Apache Hive Updated with SQL-on-Hadoop Features

The Apache Hive community has voted on and released version 0.13. This is a significant release that represents a major effort from over 70 members who worked diligently to close out over 1080 JIRA tickets.

Hive 0.13 also delivers the third and final phase of the Stinger Initiative, a broad community based initiative to drive the future of Apache Hive, delivering 100x performance improvements at petabyte scale with familiar SQL semantics. These improvements extend Hive beyond its traditional roots and brings true interactive SQL query to Hadoop.

Ultimately, over 145 developers representing 44 companies, from across the Apache Hive community contributed over 390,000 lines of code to the project in just 13 months, nearly doubling the Hive code base.

The three phases of this important project spanned Hive versions 0.11, 0.12 and 0.13. Additionally, the Apache Hive team coordinated this 0.13 release with the simultaneous release of Apache Tez 0.4. Tez’s DAG execution speeds Hive queries run on Tez.

Speed & Scale

With the delivery of Hive on Tez, users have the option of executing queries on Tez. Tez’s dataflow model on a DAG of nodes facilitates simpler, more efficient query plans, which translates to significant performance improvements and interactive query on Hive / Hadoop.

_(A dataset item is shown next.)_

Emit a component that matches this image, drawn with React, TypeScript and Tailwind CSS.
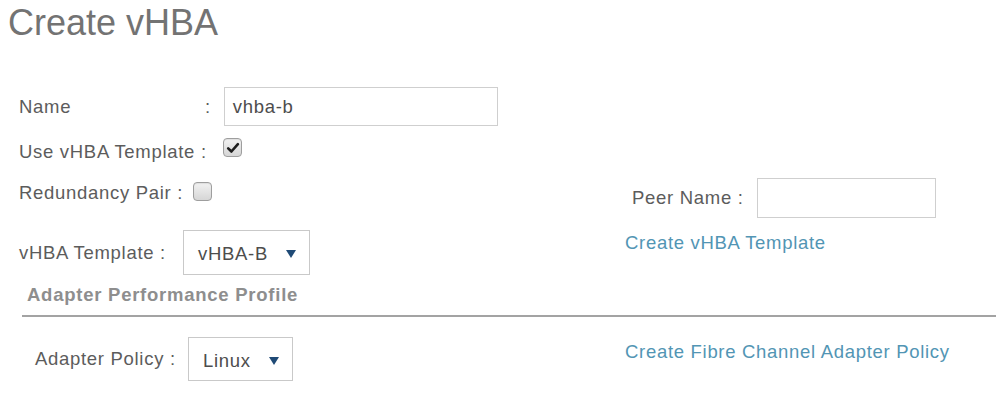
import React from "react";

function Checkbox({ checked }: { checked?: boolean }) {
  return (
    <span className="flex h-[19px] w-[19px] items-center justify-center rounded-[4px] border border-[#9e9e9e] bg-gradient-to-b from-[#f2f2f2] to-[#d6d6d6] shadow-[inset_0_1px_1px_rgba(0,0,0,0.08)]">
      {checked ? (
        <svg viewBox="0 0 16 16" className="h-[14px] w-[14px]">
          <path d="M2.5 8.4 L6.2 12 L13.6 3.6" fill="none" stroke="#1e1e1e" strokeWidth="3" strokeLinecap="round" strokeLinejoin="round" />
        </svg>
      ) : null}
    </span>
  );
}

function Select({ value, width }: { value: string; width: string }) {
  return (
    <div className={`flex h-full items-center justify-between border border-[#c9c9c9] bg-white pl-[14px] pr-[13px] pt-[3px] text-[#4d4d4d] ${width}`}>
      <span>{value}</span>
      <svg viewBox="0 0 10 8" className="h-[8px] w-[10px]">
        <path d="M0 0 H10 L5 8 Z" fill="#1f4a76" />
      </svg>
    </div>
  );
}

export default function App() {
  return (
    <div className="h-[415px] w-[996px] overflow-hidden bg-white font-['Liberation_Sans',Arial,sans-serif] text-[18.5px] tracking-[0.7px] text-[#5c5c5c]">
      <h1 className="pl-[8px] pt-[5px] text-[36px] leading-[36px] tracking-normal text-[#737373]">Create vHBA</h1>

      <div className="mt-[46px] flex h-[39px] items-center pl-[19px]">
        <span className="w-[186px]">Name</span>
        <span>:</span>
        <div className="ml-[13px] flex h-full w-[274px] items-center border border-[#cfcfcf] pl-[8px] text-[#4d4d4d]">vhba-b</div>
      </div>

      <div className="mt-[12px] flex h-[28px] items-start pl-[19px]">
        <span className="w-[204px] leading-[28px]">Use vHBA Template :</span>
        <Checkbox checked />
      </div>

      <div className="mt-[12px] flex h-[40px] items-start pl-[19px]">
        <div className="flex w-[613px] items-start">
          <span className="w-[174px] leading-[29px]">Redundancy Pair :</span>
          <span className="mt-[4px]">
            <Checkbox />
          </span>
        </div>
        <span className="w-[125px] self-center">Peer Name :</span>
        <div className="h-full w-[179px] border border-[#cfcfcf]" />
      </div>

      <div className="mt-[12px] flex h-[45px] items-start pl-[19px]">
        <div className="flex h-full w-[606px] items-center">
          <span className="w-[164px]">vHBA Template :</span>
          <Select value="vHBA-B" width="w-[127px]" />
        </div>
        <a className="leading-[26px] text-[#5295b4]">Create vHBA Template</a>
      </div>

      <div className="mt-[8px] pl-[27px] text-[18.5px] font-bold leading-[24px] tracking-[0.75px] text-[#8e8e8e]">
        Adapter Performance Profile
      </div>

      <div className="ml-[22px] mt-[8px] h-[2px] bg-[#a3a3a3]" />

      <div className="mt-[20px] flex h-[44px] items-start">
        <div className="flex h-full w-[625px] items-center pl-[35px]">
          <span className="w-[153px]">Adapter Policy :</span>
          <Select value="Linux" width="w-[105px]" />
        </div>
        <a className="leading-[30px] text-[#5295b4]">Create Fibre Channel Adapter Policy</a>
      </div>
    </div>
  );
}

Some of the techniques that account for the speedup are:

Broadcast Joins – like MapJoin, but without need to build a hashtable on the client,
Dynamic Partitioned Hash Joins – to distribute small table based on the Big Table bucketing trait,
Cardinality estimation-based decision on Join algorithm and parallelism, and
Pre-launch of containers

Hive now has a vectorized query execution mode that performs CPU computations 5-10x faster, translating to a 2-3x improvement in query performance. Vectorized mode supports:

All common SQL operators: Project, Filter, MapJoin, SMBJoin, and GroupBy.
All common SQL functions: In, Case, Between, Comparators, String and Date.

Hive 0.13 introduces a cost-based optimizer supporting join reordering.

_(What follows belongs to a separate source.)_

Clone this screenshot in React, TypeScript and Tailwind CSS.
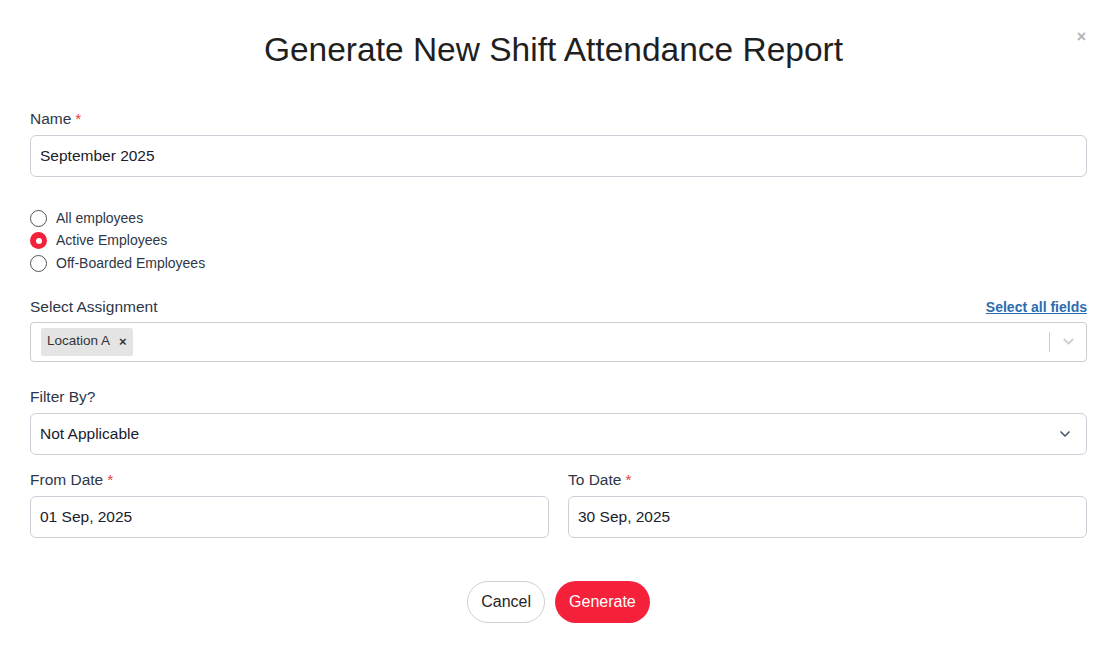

Hive 0.13 also includes these other Speed improvements:

Stats-based short cuts of aggregated queries (e.g. min, max and count)
Split elimination in ORC, using stripe stats
Meta store partition pruning for more datatypes
Faster plan serialization
Faster MapJoins by improving the Hashtable footprint
Order of magnitude speedup of fetching Column level Stats

SQL

With the SQL standard-based authorization feature in Hive 0.13, users can now define their authorization policies in an SQL-compliant fashion. We extended SQL language to support grant and revoke on entities. Hive also now supports show roles, user privileges, and active privileges. Version 0.13 has a revamped, pluggable authorization API, which plugs gaps in authorization checks.

Other features added in the SQL category include:

Support for the DECIMAL and CHAR datatypes
Unqualified joining conditions
Standard-based Quoted Identifier behavior
Common table expressions
Sub-query for IN, NOT IN, EXISTS and NOT EXISTS (correlated and uncorrelated)
Permanent functions
JOIN conditions in the WHERE clause

The ongoing ACID work lays the groundwork for managing dimension tables and other master data, with the guarantee of consistent and repeatable reads. It also introduces transactions and support for streaming data into Hive. Hive 0.13 gives a preview of this functionality through allowing data to be streamed into Hive using Apache Flume, making data available for query within seconds.

Additional Improvements

Hive 0.13 adds many improvements to HiveServer2, HCatalog and JDBC access:

Hive Server 2
- HTTP support
- SSL support for both binary and HTTP (HTTPS)
- Kerberos authentication over HTTP(S)
- Support for HTTP(S) through a trusted proxy
HCatalog
- HCatalog parity for all Hive data types
- Reconciliation of HCatalog and Hive “INSERT INTO” semantics
JDBC
- Support for JDBC job cancel
- Async execution